The US snacks giant is undertaking a review of its position in the chewing-gum market, which has been hammered by the Covid-19 pandemic, reducing mobility and on-the-go sales.
Speaking at an investor conference yesterday (2 June), Mondelez CFO Luca Zaramella said the company is analysing the future of its chewing-gum business in countries that account for 5% of the company’s revenue.
“As we said many times, the number one priority we have at this point in time is to fix the business and allowing the business to return back close to 2019 levels, i.e. pre-Covid levels,” Zaramella said.
“Obviously, it is a business that has been disproportionately impacted by Covid, given the fact that it is consumed for the vast majority on-the-go.
“It has clearly a meaningful presence in developing markets, allowing us to get scale. For developed markets specifically, we are assessing whether there are other options than keeping and retaining the business. It is 5% of total revenue.”
Zaramella added: “From a profit standpoint, given the reduction in size that we have faced in 2020, it is pretty much in line with the rest of the company at this point, so not disproportionately higher. But, as we said, we have to fix the business and then potentially assess whether there are other avenues for us to create more value for Mondelez shareholders.”
Mondelez on recent Chipita deal
The Mondelez finance chief was speaking at a virtual conference held by US-based investment bank AllianceBernstein alongside the Cadbury maker’s CEO, Dirk Van de Put.
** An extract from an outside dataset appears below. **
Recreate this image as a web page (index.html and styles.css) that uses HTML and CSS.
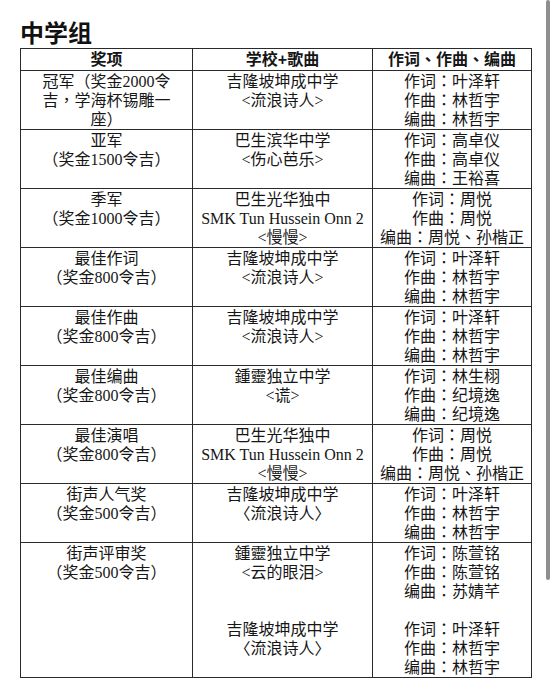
FILE: index.html
```html
<!DOCTYPE html>
<html lang="zh-Hant">
<head>
<meta charset="utf-8">
<link rel="stylesheet" href="styles.css">
</head>
<body>
<div class="page">
  <h1 class="title">中学组</h1>
  <table class="awards">
    <colgroup>
      <col class="c1"><col class="c2"><col class="c3">
    </colgroup>
    <thead>
      <tr><th>奖项</th><th>学校+歌曲</th><th>作词、作曲、编曲</th></tr>
    </thead>
    <tbody>
      <tr>
        <td>冠军（奖金2000令<br>吉，学海杯锡雕一<br>座）</td>
        <td>吉隆坡坤成中学<br>&lt;流浪诗人&gt;</td>
        <td>作词：叶泽轩<br>作曲：林哲宇<br>编曲：林哲宇</td>
      </tr>
      <tr>
        <td>亚军<br><span class="hw">（</span>奖金1500令吉<span class="hw">）</span></td>
        <td>巴生滨华中学<br>&lt;伤心芭乐&gt;</td>
        <td>作词：高卓仪<br>作曲：高卓仪<br>编曲：王裕喜</td>
      </tr>
      <tr>
        <td>季军<br><span class="hw">（</span>奖金1000令吉<span class="hw">）</span></td>
        <td>巴生光华独中<br>SMK Tun Hussein Onn 2<br>&lt;慢慢&gt;</td>
        <td>作词：周悦<br>作曲：周悦<br>编曲：周悦、孙楷正</td>
      </tr>
      <tr>
        <td>最佳作词<br><span class="hw">（</span>奖金800令吉<span class="hw">）</span></td>
        <td>吉隆坡坤成中学<br>&lt;流浪诗人&gt;</td>
        <td>作词：叶泽轩<br>作曲：林哲宇<br>编曲：林哲宇</td>
      </tr>
      <tr>
        <td>最佳作曲<br><span class="hw">（</span>奖金800令吉<span class="hw">）</span></td>
        <td>吉隆坡坤成中学<br>&lt;流浪诗人&gt;</td>
        <td>作词：叶泽轩<br>作曲：林哲宇<br>编曲：林哲宇</td>
      </tr>
      <tr>
        <td>最佳编曲<br><span class="hw">（</span>奖金800令吉<span class="hw">）</span></td>
        <td>鍾靈独立中学<br>&lt;谎&gt;</td>
        <td>作词：林生栩<br>作曲：纪境逸<br>编曲：纪境逸</td>
      </tr>
      <tr>
        <td>最佳演唱<br><span class="hw">（</span>奖金800令吉<span class="hw">）</span></td>
        <td>巴生光华独中<br>SMK Tun Hussein Onn 2<br>&lt;慢慢&gt;</td>
        <td>作词：周悦<br>作曲：周悦<br>编曲：周悦、孙楷正</td>
      </tr>
      <tr>
        <td>街声人气奖<br><span class="hw">（</span>奖金500令吉<span class="hw">）</span></td>
        <td>吉隆坡坤成中学<br>〈流浪诗人〉</td>
        <td>作词：叶泽轩<br>作曲：林哲宇<br>编曲：林哲宇</td>
      </tr>
      <tr>
        <td>街声评审奖<br><span class="hw">（</span>奖金500令吉<span class="hw">）</span></td>
        <td>鍾靈独立中学<br>&lt;云的眼泪&gt;<br><br><br>吉隆坡坤成中学<br>〈流浪诗人〉</td>
        <td>作词：陈萱铭<br>作曲：陈萱铭<br>编曲：苏婧芊<br><br>作词：叶泽轩<br>作曲：林哲宇<br>编曲：林哲宇</td>
      </tr>
    </tbody>
  </table>
</div>
<div class="scrollbar"></div>
</body>
</html>
```
FILE: styles.css
```css
html, body {
  margin: 0;
  padding: 0;
  background: #ffffff;
}

body {
  font-family: "Liberation Serif", "Noto Sans CJK TC", serif;
  color: #161616;
}

.page {
  padding-left: 20px;
  width: 511px;
}

.title {
  margin: 18px 0 2px;
  font-family: "Noto Sans CJK SC", sans-serif;
  font-size: 24px;
  line-height: 28px;
  font-weight: 700;
  color: #111;
}

.awards {
  width: 511px;
  border-collapse: collapse;
  table-layout: fixed;
  border: 1px solid #2a2a2a;
}

.c1 { width: 172px; }
.c2 { width: 180px; }
.c3 { width: 159px; }

.awards th,
.awards td {
  border: 1px solid #2a2a2a;
  text-align: center;
  vertical-align: top;
  white-space: nowrap;
  font-size: 16px;
  line-height: 19px;
  padding: 1px 0 0;
}

.awards th {
  font-family: "Liberation Sans", "Noto Sans CJK TC", sans-serif;
  font-weight: 700;
  padding: 1px 0 1px;
}

.hw {
  font-feature-settings: "halt";
}

.scrollbar {
  position: fixed;
  top: 0;
  left: 546px;
  width: 4px;
  height: 580px;
  background: #8e8e8e;
  border-radius: 2px;
}
```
Asked to comment on Mondelez’s acquisition of Greece-based bakery-products supplier Chipita, announced last week, Van de Put said the new asset met his company’s “three big priorities” when it comes to M&A.
Mondelez wants to add businesses to its portfolio that fill “white spaces” in channels and geography. The company wants to enter “adjacencies”, product areas close to its existing range. Thirdly, the Oreo owner wants to buy “technologies or business models that we currently do not have in the company”, Van de Put said.
“Chipita, really – it’s all three but, in the first place, it’s obviously a play to get into adjacencies, particularly cakes and pastries,” he explained.
“It’s a US$65bn addressable market. Chipita is a $600m player in there, growing high-single-digits for the last years. Together with Give & Go and some of the other launches that we did organically, we are now the third global player in this space. It’s a very fragmented market, which we think is a huge opportunity for us.”
Mondelez snapped up Canada-based in-store bakery supplier Give & Go Prepared Foods Corp. last year.
“Overall, I would say, the opportunity here really skews to emerging markets and develop this range because, at its core, it’s a packaged cake or packaged pastry. It’s a meal replacement or a breakfast opportunity,” Van de Put said of the Chipita deal. “And we think there’s still opportunity to launch some new products under their umbrella of what they currently are doing.”
The Mondelez boss also set out the “synergies” the company expects to see from the Chipita deal.
“It’s a full integration. So, we see significant revenue and cost synergies related to this,” he told the conference. “This can be done with our sales force or their sales force. This can be produced in some of our plants. They, of course, have their own plants, but there’s a lot of similarities here.
“And the revenue synergies will come from distribution expansion. Because we now have more critical mass in central and eastern Europe, our products will benefit as well.
“We could improve their distribution, obviously, but then also bringing their products to the rest of the world under our brand. So, imagine a range of cakes and pastries under the Lu brand in France or in the rest of Europe, or having chocolate croissants in central Europe with the Milka brand, as an example of how we think about the revenue synergies.”